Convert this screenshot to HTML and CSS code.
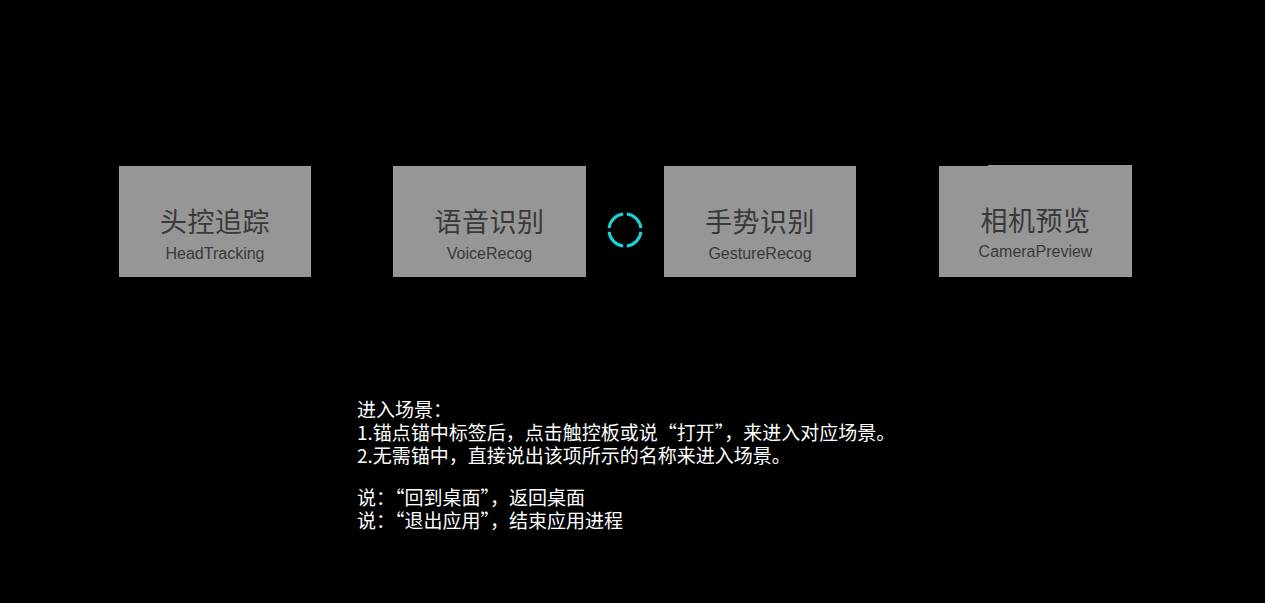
FILE: index.html
```html
<!DOCTYPE html>
<html lang="zh-CN">
<head>
<meta charset="utf-8">
<title>Scenes</title>
<link rel="stylesheet" href="styles.css">
</head>
<body>
<main class="stage">
  <section class="cards">
    <div class="card card-1">
      <div class="card-title">头控追踪</div>
      <div class="card-sub">HeadTracking</div>
    </div>
    <div class="card card-2">
      <div class="card-title">语音识别</div>
      <div class="card-sub">VoiceRecog</div>
    </div>
    <div class="card card-3">
      <div class="card-title">手势识别</div>
      <div class="card-sub">GestureRecog</div>
    </div>
    <div class="card card-4">
      <div class="card-title">相机预览</div>
      <div class="card-sub">CameraPreview</div>
    </div>
  </section>

  <svg class="reticle" width="36" height="36" viewBox="0 0 36 36" aria-hidden="true">
    <g fill="none" stroke="#1ad2d8" stroke-width="3">
      <path d="M19.8 2.1 A16 16 0 0 1 33.9 16.2"/>
      <path d="M33.9 19.8 A16 16 0 0 1 19.8 33.9"/>
      <path d="M16.2 33.9 A16 16 0 0 1 2.1 19.8"/>
      <path d="M2.1 16.2 A16 16 0 0 1 16.2 2.1"/>
    </g>
  </svg>

  <section class="help">
    <p>进入场景：</p>
    <p>1.锚点锚中标签后，点击触控板或说“打开”，来进入对应场景。</p>
    <p>2.无需锚中，直接说出该项所示的名称来进入场景。</p>
    <div class="blank"></div>
    <p>说：“回到桌面”，返回桌面</p>
    <p>说：“退出应用”，结束应用进程</p>
  </section>
</main>
</body>
</html>
```

FILE: styles.css
```css
html, body {
  margin: 0;
  padding: 0;
  background: #000;
}

body {
  width: 1265px;
  height: 603px;
  overflow: hidden;
  font-family: "Liberation Sans", "Noto Sans CJK SC", sans-serif;
}

.stage {
  position: relative;
  width: 1265px;
  height: 603px;
  padding-top: 166px;
  box-sizing: border-box;
}

.cards {
  display: grid;
  grid-template-columns: 192px 82px 193px 78px 192px 83px 193px;
  align-items: start;
  padding-left: 119px;
}

.card-1 { grid-column: 1; }
.card-2 { grid-column: 3; }
.card-3 { grid-column: 5; }
.card-4 { grid-column: 7; }

.card {
  height: 111px;
  background: #969696;
  color: #393939;
  display: flex;
  flex-direction: column;
  align-items: center;
  box-sizing: border-box;
  padding-top: 38px;
}

.card-4 {
  margin-top: -1px;
  height: 112px;
  padding-top: 38px;
  background:
    linear-gradient(to right, #000 49px, #969696 49px) top left / 100% 1px no-repeat,
    #969696;
}

.card-title {
  font-family: "Noto Sans CJK SC", sans-serif;
  font-size: 27px;
  line-height: 34px;
  height: 34px;
  letter-spacing: 0.5px;
}

.card-sub {
  font-size: 16px;
  line-height: 20px;
  margin-top: 6px;
}

.card-4 .card-sub {
  margin-top: 5px;
}

.reticle {
  position: absolute;
  left: 607px;
  top: 212px;
}

.help {
  margin: 120px 0 0 357px;
  color: #fff;
  font-family: "Noto Sans CJK KR", "Noto Sans CJK SC", sans-serif;
  font-size: 19px;
  line-height: 23px;
}

.help p {
  margin: 0;
  white-space: nowrap;
}

.help .blank {
  height: 19px;
}
```
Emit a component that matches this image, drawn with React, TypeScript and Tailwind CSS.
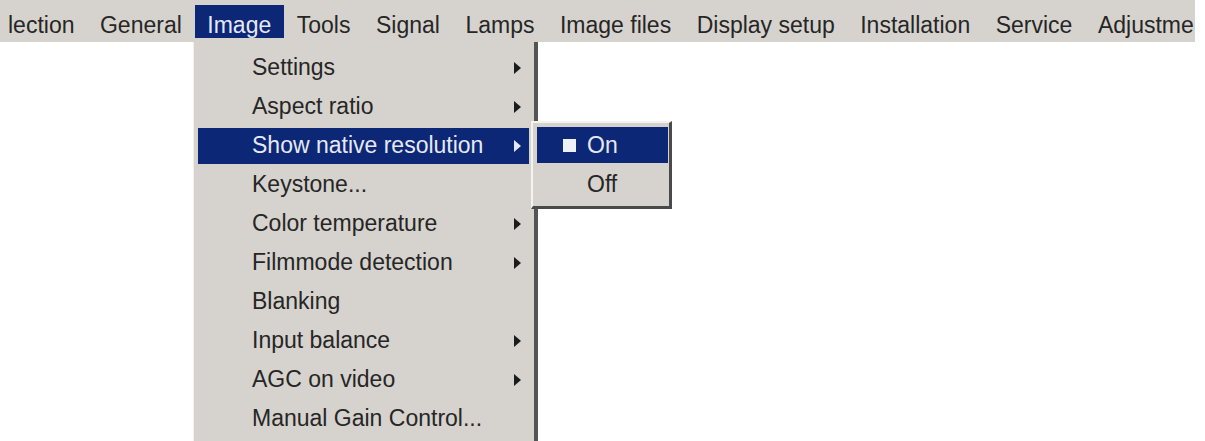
const barItems = [
  'General',
  'Image',
  'Tools',
  'Signal',
  'Lamps',
  'Image files',
  'Display setup',
  'Installation',
  'Service',
  'Adjustme',
]

const imageMenu = [
  { label: 'Settings', sub: true },
  { label: 'Aspect ratio', sub: true },
  { label: 'Show native resolution', sub: true, active: true },
  { label: 'Keystone...', sub: false },
  { label: 'Color temperature', sub: true },
  { label: 'Filmmode detection', sub: true },
  { label: 'Blanking', sub: false },
  { label: 'Input balance', sub: true },
  { label: 'AGC on video', sub: true },
  { label: 'Manual Gain Control...', sub: false },
]

function Arrow({ light }: { light?: boolean }) {
  return (
    <span
      className={
        'ml-auto mr-[8px] h-0 w-0 border-y-[6px] border-l-[7px] border-y-transparent ' +
        (light ? 'border-l-[#e6e9f5]' : 'border-l-[#1c1c1c]')
      }
    />
  )
}

export default function App() {
  return (
    <div className="relative h-[441px] w-[1205px] overflow-hidden bg-white font-['Liberation_Sans',Arial,sans-serif] text-[23px] text-[#262626]">
      {/* Menu bar */}
      <div className="flex h-[42px] w-[1195px] overflow-hidden whitespace-nowrap bg-[#d6d3ce]">
        <div className="mt-[5px] h-[33px] shrink-0 pl-[8px] pr-[12.75px] pt-[9px] leading-none">lection</div>
        {barItems.map((item) => (
          <div
            key={item}
            className={
              'mt-[5px] h-[33px] shrink-0 px-[12.75px] pt-[9px] leading-none ' +
              (item === 'Image' ? 'bg-[#0c2776] text-[#e6e9f5]' : '')
            }
          >
            {item}
          </div>
        ))}
      </div>

      {/* Image dropdown */}
      <div className="absolute left-[193px] top-[42px] w-[345px] border-l border-r-[4px] border-l-[#f2f1ee] border-r-[#555] bg-[#d6d3ce] pl-[4px] pr-[5px] pt-[6px] pb-[20px]">
        {imageMenu.map((item) => (
          <div key={item.label} className="h-[39px] py-[1.5px]">
            <div
              className={
                'flex h-[36px] items-center whitespace-nowrap pl-[54px] leading-none ' +
                (item.active ? 'bg-[#0c2776] text-[#e6e9f5]' : '')
              }
            >
              <span>{item.label}</span>
              {item.sub && <Arrow light={item.active} />}
            </div>
          </div>
        ))}
      </div>

      {/* Submenu */}
      <div className="absolute left-[531px] top-[121px] w-[141px] border-l-[2px] border-t-[2px] border-r-[3px] border-b-[3px] border-l-[#f4f3f0] border-t-[#f4f3f0] border-r-[#4a4a4a] border-b-[#4a4a4a] bg-[#d6d3ce] pl-[4px] pr-[1px] pt-[4px] pb-[3px] leading-none">
        <div className="flex h-[36px] items-center bg-[#0c2776] text-[#e6e9f5]">
          <span className="ml-[26px] h-[13px] w-[13px] bg-[#eef0f8]" />
          <span className="ml-[11px]">On</span>
        </div>
        <div className="flex h-[40px] items-center pt-[2px]">
          <span className="ml-[50px]">Off</span>
        </div>
      </div>
    </div>
  )
}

Requirement:
Using the material above, return every line exactly as it appears, minus the pictures.

Exercise answer:
Convert this screenshot to HTML and CSS code.
FILE: index.html
```html
<!DOCTYPE html>
<html lang="zh-CN">
<head>
<meta charset="utf-8">
<title>Scenes</title>
<link rel="stylesheet" href="styles.css">
</head>
<body>
<main class="stage">
  <section class="cards">
    <div class="card card-1">
      <div class="card-title">头控追踪</div>
      <div class="card-sub">HeadTracking</div>
    </div>
    <div class="card card-2">
      <div class="card-title">语音识别</div>
      <div class="card-sub">VoiceRecog</div>
    </div>
    <div class="card card-3">
      <div class="card-title">手势识别</div>
      <div class="card-sub">GestureRecog</div>
    </div>
    <div class="card card-4">
      <div class="card-title">相机预览</div>
      <div class="card-sub">CameraPreview</div>
    </div>
  </section>

  <svg class="reticle" width="36" height="36" viewBox="0 0 36 36" aria-hidden="true">
    <g fill="none" stroke="#1ad2d8" stroke-width="3">
      <path d="M19.8 2.1 A16 16 0 0 1 33.9 16.2"/>
      <path d="M33.9 19.8 A16 16 0 0 1 19.8 33.9"/>
      <path d="M16.2 33.9 A16 16 0 0 1 2.1 19.8"/>
      <path d="M2.1 16.2 A16 16 0 0 1 16.2 2.1"/>
    </g>
  </svg>

  <section class="help">
    <p>进入场景：</p>
    <p>1.锚点锚中标签后，点击触控板或说“打开”，来进入对应场景。</p>
    <p>2.无需锚中，直接说出该项所示的名称来进入场景。</p>
    <div class="blank"></div>
    <p>说：“回到桌面”，返回桌面</p>
    <p>说：“退出应用”，结束应用进程</p>
  </section>
</main>
</body>
</html>
```

FILE: styles.css
```css
html, body {
  margin: 0;
  padding: 0;
  background: #000;
}

body {
  width: 1265px;
  height: 603px;
  overflow: hidden;
  font-family: "Liberation Sans", "Noto Sans CJK SC", sans-serif;
}

.stage {
  position: relative;
  width: 1265px;
  height: 603px;
  padding-top: 166px;
  box-sizing: border-box;
}

.cards {
  display: grid;
  grid-template-columns: 192px 82px 193px 78px 192px 83px 193px;
  align-items: start;
  padding-left: 119px;
}

.card-1 { grid-column: 1; }
.card-2 { grid-column: 3; }
.card-3 { grid-column: 5; }
.card-4 { grid-column: 7; }

.card {
  height: 111px;
  background: #969696;
  color: #393939;
  display: flex;
  flex-direction: column;
  align-items: center;
  box-sizing: border-box;
  padding-top: 38px;
}

.card-4 {
  margin-top: -1px;
  height: 112px;
  padding-top: 38px;
  background:
    linear-gradient(to right, #000 49px, #969696 49px) top left / 100% 1px no-repeat,
    #969696;
}

.card-title {
  font-family: "Noto Sans CJK SC", sans-serif;
  font-size: 27px;
  line-height: 34px;
  height: 34px;
  letter-spacing: 0.5px;
}

.card-sub {
  font-size: 16px;
  line-height: 20px;
  margin-top: 6px;
}

.card-4 .card-sub {
  margin-top: 5px;
}

.reticle {
  position: absolute;
  left: 607px;
  top: 212px;
}

.help {
  margin: 120px 0 0 357px;
  color: #fff;
  font-family: "Noto Sans CJK KR", "Noto Sans CJK SC", sans-serif;
  font-size: 19px;
  line-height: 23px;
}

.help p {
  margin: 0;
  white-space: nowrap;
}

.help .blank {
  height: 19px;
}
```
Emit a component that matches this image, drawn with React, TypeScript and Tailwind CSS.
const barItems = [
  'General',
  'Image',
  'Tools',
  'Signal',
  'Lamps',
  'Image files',
  'Display setup',
  'Installation',
  'Service',
  'Adjustme',
]

const imageMenu = [
  { label: 'Settings', sub: true },
  { label: 'Aspect ratio', sub: true },
  { label: 'Show native resolution', sub: true, active: true },
  { label: 'Keystone...', sub: false },
  { label: 'Color temperature', sub: true },
  { label: 'Filmmode detection', sub: true },
  { label: 'Blanking', sub: false },
  { label: 'Input balance', sub: true },
  { label: 'AGC on video', sub: true },
  { label: 'Manual Gain Control...', sub: false },
]

function Arrow({ light }: { light?: boolean }) {
  return (
    <span
      className={
        'ml-auto mr-[8px] h-0 w-0 border-y-[6px] border-l-[7px] border-y-transparent ' +
        (light ? 'border-l-[#e6e9f5]' : 'border-l-[#1c1c1c]')
      }
    />
  )
}

export default function App() {
  return (
    <div className="relative h-[441px] w-[1205px] overflow-hidden bg-white font-['Liberation_Sans',Arial,sans-serif] text-[23px] text-[#262626]">
      {/* Menu bar */}
      <div className="flex h-[42px] w-[1195px] overflow-hidden whitespace-nowrap bg-[#d6d3ce]">
        <div className="mt-[5px] h-[33px] shrink-0 pl-[8px] pr-[12.75px] pt-[9px] leading-none">lection</div>
        {barItems.map((item) => (
          <div
            key={item}
            className={
              'mt-[5px] h-[33px] shrink-0 px-[12.75px] pt-[9px] leading-none ' +
              (item === 'Image' ? 'bg-[#0c2776] text-[#e6e9f5]' : '')
            }
          >
            {item}
          </div>
        ))}
      </div>

      {/* Image dropdown */}
      <div className="absolute left-[193px] top-[42px] w-[345px] border-l border-r-[4px] border-l-[#f2f1ee] border-r-[#555] bg-[#d6d3ce] pl-[4px] pr-[5px] pt-[6px] pb-[20px]">
        {imageMenu.map((item) => (
          <div key={item.label} className="h-[39px] py-[1.5px]">
            <div
              className={
                'flex h-[36px] items-center whitespace-nowrap pl-[54px] leading-none ' +
                (item.active ? 'bg-[#0c2776] text-[#e6e9f5]' : '')
              }
            >
              <span>{item.label}</span>
              {item.sub && <Arrow light={item.active} />}
            </div>
          </div>
        ))}
      </div>

      {/* Submenu */}
      <div className="absolute left-[531px] top-[121px] w-[141px] border-l-[2px] border-t-[2px] border-r-[3px] border-b-[3px] border-l-[#f4f3f0] border-t-[#f4f3f0] border-r-[#4a4a4a] border-b-[#4a4a4a] bg-[#d6d3ce] pl-[4px] pr-[1px] pt-[4px] pb-[3px] leading-none">
        <div className="flex h-[36px] items-center bg-[#0c2776] text-[#e6e9f5]">
          <span className="ml-[26px] h-[13px] w-[13px] bg-[#eef0f8]" />
          <span className="ml-[11px]">On</span>
        </div>
        <div className="flex h-[40px] items-center pt-[2px]">
          <span className="ml-[50px]">Off</span>
        </div>
      </div>
    </div>
  )
}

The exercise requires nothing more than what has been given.